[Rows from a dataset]
## BEGIN
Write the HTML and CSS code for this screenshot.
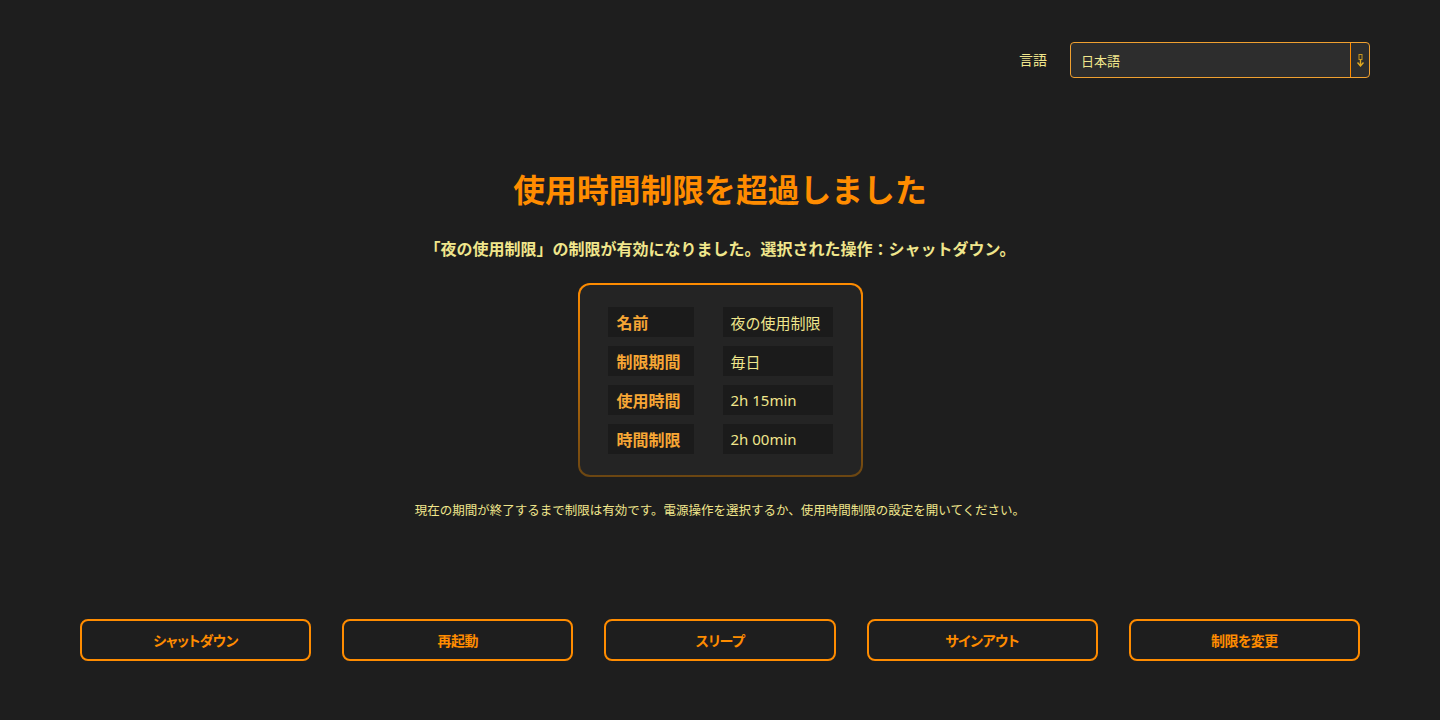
FILE: index.html
```html
<!DOCTYPE html>
<html lang="ja">
<head>
    <meta charset="UTF-8">
    <title>使用時間制限</title>
    <meta name="viewport" content="width=device-width, initial-scale=1.0">
    <link rel="stylesheet" href="styles.css">
</head>
<body>
<div class="top-bar">
    <span class="lang-label">言語</span>
    <div class="lang-select">
        <span class="lang-value">日本語</span>
        <span class="lang-arrow">
            <svg width="7" height="13" viewBox="0 0 7 13">
                <rect x="2" y="0.5" width="3" height="5" fill="none" stroke="#c8961e" stroke-width="1"/>
                <path d="M3.5 5.5 V11.5 M0.5 8.5 L3.5 12 L6.5 8.5" fill="none" stroke="#e0a820" stroke-width="1.4"/>
            </svg>
        </span>
    </div>
</div>

<div class="main">
    <h1 class="title">使用時間制限を超過しました</h1>
    <p class="subtitle">「夜の使用制限」の制限が有効になりました。選択された操作：シャットダウン。</p>

    <div class="info-card">
        <div class="cell label">名前</div>
        <div class="cell value">夜の使用制限</div>
        <div class="cell label">制限期間</div>
        <div class="cell value">毎日</div>
        <div class="cell label">使用時間</div>
        <div class="cell value">2h 15min</div>
        <div class="cell label">時間制限</div>
        <div class="cell value">2h 00min</div>
    </div>

    <p class="note">現在の期間が終了するまで制限は有効です。電源操作を選択するか、使用時間制限の設定を開いてください。</p>
</div>

<div class="actions">
    <button type="button" class="action-btn">シャットダウン</button>
    <button type="button" class="action-btn">再起動</button>
    <button type="button" class="action-btn">スリープ</button>
    <button type="button" class="action-btn">サインアウト</button>
    <button type="button" class="action-btn">制限を変更</button>
</div>
</body>
</html>
```

FILE: styles.css
```css
html, body {
    margin: 0;
    padding: 0;
    background-color: #1e1e1e;
    height: 100%;
}
body {
    font-family: "Noto Sans", "Noto Sans CJK JP", sans-serif;
    color: #f0e68c;
}
/* language picker */
.top-bar {
    display: flex;
    justify-content: flex-end;
    align-items: center;
    padding: 42px 70px 0 0;
    gap: 23px;
}
.lang-label {
    font-size: 14px;
    line-height: 20px;
}
.lang-select {
    width: 298px;
    height: 34px;
    display: flex;
    align-items: stretch;
    background-color: #2d2d2d;
    border: 1px solid #f0a030;
    border-radius: 4px;
}
.lang-value {
    flex: 1;
    display: flex;
    align-items: center;
    padding-left: 10px;
    font-size: 13px;
}
.lang-arrow {
    width: 18px;
    border-left: 1px solid #ff8c00;
    display: flex;
    align-items: center;
    justify-content: center;
}
/* main message */
.main {
    display: flex;
    flex-direction: column;
    align-items: center;
}
.title {
    margin: 92px 0 0;
    font-size: 31.8px;
    line-height: 40px;
    font-weight: 700;
    color: #ff8c00;
}
.subtitle {
    margin: 27px 0 0;
    font-size: 16px;
    line-height: 24px;
    font-weight: 700;
    color: #f0e68c;
}
.info-card {
    margin-top: 22px;
    display: grid;
    grid-template-columns: 86px 110px;
    column-gap: 29px;
    row-gap: 9px;
    padding: 22px 28px 21px;
    border: 2px solid transparent;
    border-radius: 12px;
    background:
        linear-gradient(#242424, #242424) padding-box,
        linear-gradient(to bottom, #ff8c00, #6b4612) border-box;
}
.cell {
    box-sizing: border-box;
    height: 30px;
    display: flex;
    align-items: center;
    background-color: #1b1b1b;
}
.label {
    padding-left: 9px;
    font-size: 16px;
    font-weight: 700;
    color: #f6a635;
}
.value {
    padding-left: 8px;
    font-size: 15px;
    color: #f0e68c;
}
.note {
    margin: 25px 0 0;
    font-size: 12.5px;
    line-height: 18px;
    color: #f0e68c;
}
/* power actions */
.actions {
    display: flex;
    gap: 31px;
    padding: 0 80px;
    margin-top: 99px;
}
.action-btn {
    flex: 1;
    height: 42px;
    background-color: #1e1e1e;
    border: 2px solid #ff8c00;
    border-radius: 8px;
    color: #ff8c00;
    font-family: "Noto Sans", "Noto Sans CJK JP", sans-serif;
    font-size: 14px;
    font-weight: 700;
    font-feature-settings: "palt";
    letter-spacing: -0.5px;
    cursor: pointer;
}
```
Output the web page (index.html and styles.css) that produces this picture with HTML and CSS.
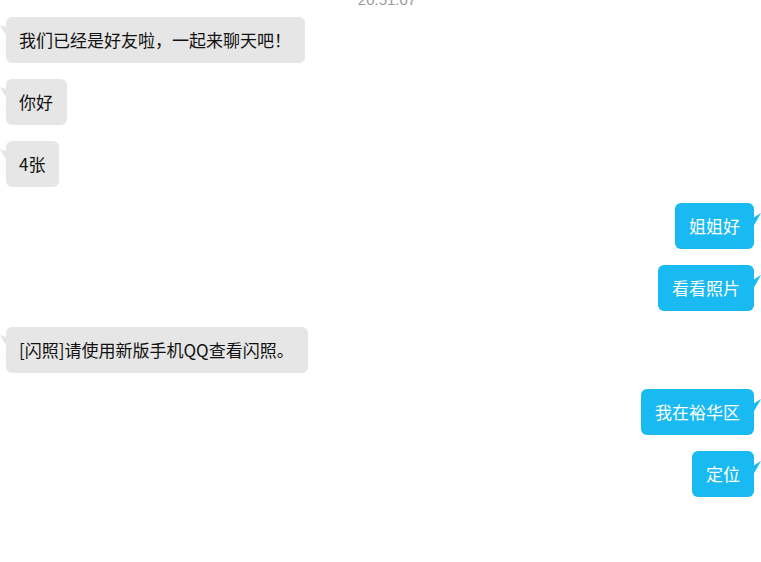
## END
• AIM
Repeat all of the data above word for word, minus the pictures.

• EXERCISE SOLUTION
Write the HTML and CSS code for this screenshot.
FILE: index.html
```html
<!DOCTYPE html>
<html lang="ja">
<head>
    <meta charset="UTF-8">
    <title>使用時間制限</title>
    <meta name="viewport" content="width=device-width, initial-scale=1.0">
    <link rel="stylesheet" href="styles.css">
</head>
<body>
<div class="top-bar">
    <span class="lang-label">言語</span>
    <div class="lang-select">
        <span class="lang-value">日本語</span>
        <span class="lang-arrow">
            <svg width="7" height="13" viewBox="0 0 7 13">
                <rect x="2" y="0.5" width="3" height="5" fill="none" stroke="#c8961e" stroke-width="1"/>
                <path d="M3.5 5.5 V11.5 M0.5 8.5 L3.5 12 L6.5 8.5" fill="none" stroke="#e0a820" stroke-width="1.4"/>
            </svg>
        </span>
    </div>
</div>

<div class="main">
    <h1 class="title">使用時間制限を超過しました</h1>
    <p class="subtitle">「夜の使用制限」の制限が有効になりました。選択された操作：シャットダウン。</p>

    <div class="info-card">
        <div class="cell label">名前</div>
        <div class="cell value">夜の使用制限</div>
        <div class="cell label">制限期間</div>
        <div class="cell value">毎日</div>
        <div class="cell label">使用時間</div>
        <div class="cell value">2h 15min</div>
        <div class="cell label">時間制限</div>
        <div class="cell value">2h 00min</div>
    </div>

    <p class="note">現在の期間が終了するまで制限は有効です。電源操作を選択するか、使用時間制限の設定を開いてください。</p>
</div>

<div class="actions">
    <button type="button" class="action-btn">シャットダウン</button>
    <button type="button" class="action-btn">再起動</button>
    <button type="button" class="action-btn">スリープ</button>
    <button type="button" class="action-btn">サインアウト</button>
    <button type="button" class="action-btn">制限を変更</button>
</div>
</body>
</html>
```

FILE: styles.css
```css
html, body {
    margin: 0;
    padding: 0;
    background-color: #1e1e1e;
    height: 100%;
}
body {
    font-family: "Noto Sans", "Noto Sans CJK JP", sans-serif;
    color: #f0e68c;
}
/* language picker */
.top-bar {
    display: flex;
    justify-content: flex-end;
    align-items: center;
    padding: 42px 70px 0 0;
    gap: 23px;
}
.lang-label {
    font-size: 14px;
    line-height: 20px;
}
.lang-select {
    width: 298px;
    height: 34px;
    display: flex;
    align-items: stretch;
    background-color: #2d2d2d;
    border: 1px solid #f0a030;
    border-radius: 4px;
}
.lang-value {
    flex: 1;
    display: flex;
    align-items: center;
    padding-left: 10px;
    font-size: 13px;
}
.lang-arrow {
    width: 18px;
    border-left: 1px solid #ff8c00;
    display: flex;
    align-items: center;
    justify-content: center;
}
/* main message */
.main {
    display: flex;
    flex-direction: column;
    align-items: center;
}
.title {
    margin: 92px 0 0;
    font-size: 31.8px;
    line-height: 40px;
    font-weight: 700;
    color: #ff8c00;
}
.subtitle {
    margin: 27px 0 0;
    font-size: 16px;
    line-height: 24px;
    font-weight: 700;
    color: #f0e68c;
}
.info-card {
    margin-top: 22px;
    display: grid;
    grid-template-columns: 86px 110px;
    column-gap: 29px;
    row-gap: 9px;
    padding: 22px 28px 21px;
    border: 2px solid transparent;
    border-radius: 12px;
    background:
        linear-gradient(#242424, #242424) padding-box,
        linear-gradient(to bottom, #ff8c00, #6b4612) border-box;
}
.cell {
    box-sizing: border-box;
    height: 30px;
    display: flex;
    align-items: center;
    background-color: #1b1b1b;
}
.label {
    padding-left: 9px;
    font-size: 16px;
    font-weight: 700;
    color: #f6a635;
}
.value {
    padding-left: 8px;
    font-size: 15px;
    color: #f0e68c;
}
.note {
    margin: 25px 0 0;
    font-size: 12.5px;
    line-height: 18px;
    color: #f0e68c;
}
/* power actions */
.actions {
    display: flex;
    gap: 31px;
    padding: 0 80px;
    margin-top: 99px;
}
.action-btn {
    flex: 1;
    height: 42px;
    background-color: #1e1e1e;
    border: 2px solid #ff8c00;
    border-radius: 8px;
    color: #ff8c00;
    font-family: "Noto Sans", "Noto Sans CJK JP", sans-serif;
    font-size: 14px;
    font-weight: 700;
    font-feature-settings: "palt";
    letter-spacing: -0.5px;
    cursor: pointer;
}
```
Output the web page (index.html and styles.css) that produces this picture with HTML and CSS.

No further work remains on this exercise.